Читать «Перепелка» онлайн - страница 5

Марина Степнова

— Сюда, — уже привычно приказал он. — Так можно спрямить прямо к дому, я знаю дорогу.

Борятинский постоял секунду — и бросился на голос.

В детской ничего не изменилось, Борятинская даже, кажется, позу не поменяла — так и сидела, крепко прижав к себе спеленутого ребенка. Разве что бабы перестали метаться и стояли теперь в ряд, вдоль стены. Таня, кормилица и две няни.
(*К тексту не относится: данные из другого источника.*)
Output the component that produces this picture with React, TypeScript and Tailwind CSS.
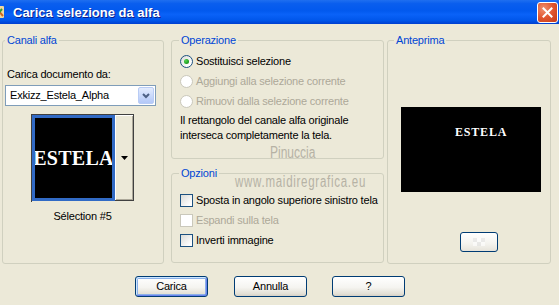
import React from "react";

function Radio({ checked, disabled }: { checked?: boolean; disabled?: boolean }) {
  return (
    <span
      className={
        "relative inline-flex h-[13px] w-[13px] shrink-0 items-center justify-center rounded-full border " +
        (disabled
          ? "border-[#CAC8BB] bg-white"
          : "border-[#1C5180] bg-[linear-gradient(135deg,#DCDCD7_0%,#FFFFFF_80%)]")
      }
    >
      {checked && (
        <span className="h-[5px] w-[5px] rounded-full bg-[radial-gradient(circle_at_35%_35%,#55D551_0%,#21A121_60%,#1A7A1A_100%)]" />
      )}
    </span>
  );
}

function Check({ disabled }: { disabled?: boolean }) {
  return (
    <span
      className={
        "inline-block h-[13px] w-[13px] shrink-0 border " +
        (disabled
          ? "border-[#CAC8BB] bg-white"
          : "border-[#1C5180] bg-[linear-gradient(135deg,#DCDCD7_0%,#FFFFFF_85%)]")
      }
    />
  );
}

function XPButton({ label, isDefault }: { label: string; isDefault?: boolean }) {
  return (
    <div
      className={
        "flex h-[21px] w-[73px] items-center justify-center rounded-[3px] border border-[#003C74] bg-[linear-gradient(180deg,#FFFFFF_0%,#F5F4F0_55%,#E3E0D6_88%,#D6D0C5_100%)] text-black " +
        (isDefault
          ? "shadow-[inset_1px_1px_0_#CEE7FF,inset_-1px_-1px_0_#6982EE,inset_0_0_0_2px_#8BB0E8]"
          : "")
      }
    >
      {label}
    </div>
  );
}

export default function App() {
  return (
    <div className="relative flex h-[305px] w-[559px] flex-col overflow-hidden whitespace-nowrap bg-[#ECE9D8] font-['Liberation_Sans',Arial,sans-serif] text-[11px] leading-[13px] tracking-[-0.2px] text-black">
      {/* Title bar */}
      <div className="flex h-[24px] shrink-0 items-center bg-[linear-gradient(180deg,#1F6FF0_0%,#0A5EEE_15%,#0259EE_45%,#0A62F8_60%,#0056EA_85%,#003FCF_100%)]">
        <svg width="12" height="16" viewBox="0 0 12 16" className="ml-[-6px] shrink-0">
          <rect x="1" y="2" width="9" height="12" rx="1" fill="#F2D9A0" />
          <path d="M2 4 L9 12" stroke="#D2691E" strokeWidth="2" />
          <path d="M3 11 L8 5" stroke="#3A9A3A" strokeWidth="2" />
        </svg>
        <span className="ml-[7px] font-['Liberation_Sans',Arial,sans-serif] text-[13px] font-bold tracking-normal text-white [text-shadow:1px_1px_0_#0A1E8C]">
          Carica selezione da alfa
        </span>
        <div className="ml-auto mr-[1px] flex h-[21px] w-[21px] items-center justify-center rounded-[3px] border border-white bg-[radial-gradient(circle_at_30%_30%,#F09070_0%,#E0552F_50%,#C43A18_100%)]">
          <svg width="11" height="11" viewBox="0 0 11 11">
            <path d="M1.5 1.5 L9.5 9.5 M9.5 1.5 L1.5 9.5" stroke="white" strokeWidth="2" strokeLinecap="square" />
          </svg>
        </div>
      </div>

      {/* Main row */}
      <div className="mt-[10px] flex pl-[2px]">
        {/* Canali alfa */}
        <fieldset className="flex h-[230px] w-[162px] flex-col rounded-[3px] border border-[#D0D0BF]">
          <legend className="ml-[2px] px-[2px] leading-[13px] text-[#0046D5]">Canali alfa</legend>
          <div className="mt-[21px] pl-[4px]">Carica documento da:</div>
          <div className="ml-[2px] mt-[4px] flex h-[21px] w-[151px] items-center border border-[#7F9DB9] bg-white">
            <span className="pl-[4px]">Exkizz_Estela_Alpha</span>
            <div className="ml-auto mr-[1px] flex h-[17px] w-[16px] items-center justify-center rounded-[2px] border border-[#B9CCF5] bg-[linear-gradient(180deg,#E3ECFE_0%,#C6D6FA_60%,#B3C8F8_100%)]">
              <svg width="8" height="6" viewBox="0 0 8 6">
                <path d="M1 1 L4 4 L7 1" stroke="#4D6185" strokeWidth="2" fill="none" />
              </svg>
            </div>
          </div>
          <div className="ml-[28px] mt-[8px] flex h-[88px] w-[103px] border-l border-t border-[#404040]">
            <div className="flex h-[86px] w-[83px] items-center justify-center overflow-hidden border-[3px] border-[#316AC5] bg-black">
              <span className="block font-['Liberation_Serif',serif] text-[20px] font-bold leading-[20px] tracking-[0.3px] text-white">
                ESTELA
              </span>
            </div>
            <div className="flex h-[86px] w-[19px] items-center justify-center border-b border-r border-[#404040] bg-[#ECE9D8] shadow-[inset_1px_1px_0_#FFFFFF,inset_-1px_-1px_0_#ACA899]">
              <svg width="7" height="4" viewBox="0 0 7 4">
                <path d="M0 0 L7 0 L3.5 4 Z" fill="black" />
              </svg>
            </div>
          </div>
          <div className="ml-[28px] mt-[8px] w-[103px] text-center">Sélection #5</div>
        </fieldset>

        {/* Middle column */}
        <div className="ml-[7px] flex w-[213px] flex-col">
          <fieldset className="flex h-[125px] flex-col rounded-[3px] border border-[#D0D0BF]">
            <legend className="ml-[7px] px-[2px] leading-[13px] text-[#0046D5]">Operazione</legend>
            <div className="mt-[4px] flex flex-col pl-[8px]">
              <div className="flex h-[20px] items-center gap-[3px]">
                <Radio checked />
                <span>Sostituisci selezione</span>
              </div>
              <div className="flex h-[20px] items-center gap-[3px] text-[#ACA899]">
                <Radio disabled />
                <span>Aggiungi alla selezione corrente</span>
              </div>
              <div className="flex h-[20px] items-center gap-[3px] text-[#ACA899]">
                <Radio disabled />
                <span>Rimuovi dalla selezione corrente</span>
              </div>
            </div>
            <div className="mt-[2px] pl-[8px] leading-[15px]">
              Il rettangolo del canale alfa originale
              <br />
              interseca completamente la tela.
            </div>
          </fieldset>
          <fieldset className="mt-[8px] flex h-[96px] flex-col rounded-[3px] border border-[#D0D0BF]">
            <legend className="ml-[7px] px-[2px] leading-[13px] text-[#0046D5]">Opzioni</legend>
            <div className="mt-[10px] flex flex-col pl-[8px]">
              <div className="flex h-[20px] items-center gap-[3px]">
                <Check />
                <span>Sposta in angolo superiore sinistro tela</span>
              </div>
              <div className="flex h-[20px] items-center gap-[3px] text-[#ACA899]">
                <Check disabled />
                <span>Espandi sulla tela</span>
              </div>
              <div className="flex h-[21px] items-center gap-[3px]">
                <Check />
                <span>Inverti immagine</span>
              </div>
            </div>
          </fieldset>
        </div>

        {/* Anteprima */}
        <fieldset className="ml-[3px] flex h-[230px] w-[164px] flex-col rounded-[3px] border border-[#D0D0BF]">
          <legend className="ml-[6px] px-[2px] leading-[13px] text-[#0046D5]">Anteprima</legend>
          <div className="ml-[13px] mt-[60px] flex h-[85px] w-[140px] bg-black">
            <span className="ml-[54px] mt-[19px] font-['Liberation_Serif',serif] text-[12px] font-bold leading-[12px] tracking-[0.8px] text-white">
              ESTELA
            </span>
          </div>
          <div className="ml-[72px] mt-[40px] flex h-[20px] w-[38px] items-center justify-center rounded-[3px] border border-[#003C74] bg-[linear-gradient(180deg,#FFFFFF_0%,#F4F3EE_60%,#E6E3DA_100%)]">
            <div className="grid grid-cols-3 opacity-60">
              <span className="h-[4px] w-[4px] bg-[#E2E2E2]" />
              <span className="h-[4px] w-[4px] bg-white" />
              <span className="h-[4px] w-[4px] bg-[#E2E2E2]" />
              <span className="h-[4px] w-[4px] bg-white" />
              <span className="h-[4px] w-[4px] bg-[#E2E2E2]" />
              <span className="h-[4px] w-[4px] bg-white" />
            </div>
          </div>
        </fieldset>
      </div>

      {/* Buttons */}
      <div className="mt-[12px] flex pl-[135px]">
        <XPButton label="Carica" isDefault />
        <div className="ml-[26px]">
          <XPButton label="Annulla" />
        </div>
        <div className="ml-[25px]">
          <XPButton label="?" />
        </div>
      </div>

      {/* Watermarks */}
      <span className="pointer-events-none absolute left-[270px] top-[145px] origin-left scale-x-[0.75] font-['Liberation_Sans',Arial,sans-serif] text-[16px] leading-[16px] tracking-normal text-[#A9A598] opacity-80">
        Pinuccia
      </span>
      <span className="pointer-events-none absolute left-[235px] top-[174px] origin-left scale-x-[0.72] font-['Liberation_Sans',Arial,sans-serif] text-[16px] leading-[16px] tracking-[1px] text-[#A9A598] opacity-80">
        www.maidiregrafica.eu
      </span>
    </div>
  );
}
Поджав разом руки и губы, с одинаково постными твердыми лицами — будто в почетном карауле, нет — в ночном дозоре, потому что единственная свеча едва дрожала в круге маленького, смуглого, совершенно рембрандтовского света.

Мейзель распахнул дверь — резко, будто хотел ее выбить, и свеча тотчас заплясала, задвигалась, превращая Рембрандта в Босха. Мейзель ахнул от вони, от жары — и выхватил у Борятинской девочку, грубо, рывком. Стянул чепчик — мотнулась маленькая темноволосая головка, запавшие веки, взмокшие завитки. Мейзель попытался распеленать, накололся на булавку, вбитую в свивальник до самой кожи, господи, еще одна, еще! Свивальник все не заканчивался, метры и метры жесткого льняного полотна, закаржавевшее кружево. Как замотали, нелюди! Пальцы Мейзеля, все в йодистых коричневых пятнах, тряслись, волны вони, гнева и духоты накатывали попеременно, так что в какую-то секунду ему показалось, что он не выдержит, сорвется. Давно было пора — уже много лет. Но тут девочка шевельнулась и запищала, сначала слабо, придушенно, но с каждой минутой все уверенней, все сильней, как будто давала Мейзелю знать, что жива, что все еще надеется на спасение.

Мейзель распеленал ее наконец, выпутал и даже зашипел от жалости — пергаментная кожа, вздутое щенячье пузцо, судорожно стиснутые синеватые пальчики. Сколько он видел таких, господи, сколько — кажется, надо давно привыкнуть, закрыться изнутри наглухо, очерстветь, но он не мог, просто не мог. Со спокойным сердцем отпускал взрослых — зарезанных, задавленных, замерзших спьяну и удавившихся с тоски, умерших от удара и болезни кишок, ращения утробы и нарыва на глазе. Делал, что мог, если не получалось — отходил в сторону с сожалением, но без боли. У взрослых был выбор, и не важно, как они им воспользовались. Выбор — был. Бог дал, Бог взял — это было про них. Про взрослых. Детям Бог не дал ничего, значит, не смел и отбирать. Поэтому каждую смерть ребенка Мейзель считал личным вызовом, прицельным, мстительным плевком в собственное лицо.

Это был персональный крестовый поход. Не детей. За детей. На деле — бесконечная битва с ветряными мельницами, конечно. Дети умирали. Крестьянские — тысячами. Тысячами! Малярия, дифтерия, оспа, холера, тиф. До земской реформы тысяча восемьсот шестьдесят пятого года на всю Воронежскую губернию приходилось семь врачей. После — прибыло еще сорок. Легче не стало. Хуже всего было летом — и Мейзель ненавидел его люто. Июнь, июль и август были временем самой тяжелой крестьянской работы, и если родившиеся в осень и зиму еще могли чудом увернуться от кори или пневмонии, то летние дети умирали от голода. Почти все. Почти все! Единственная больница брала с каждого страждущего шесть рублей тридцать копеек в месяц. Немыслимо дорого!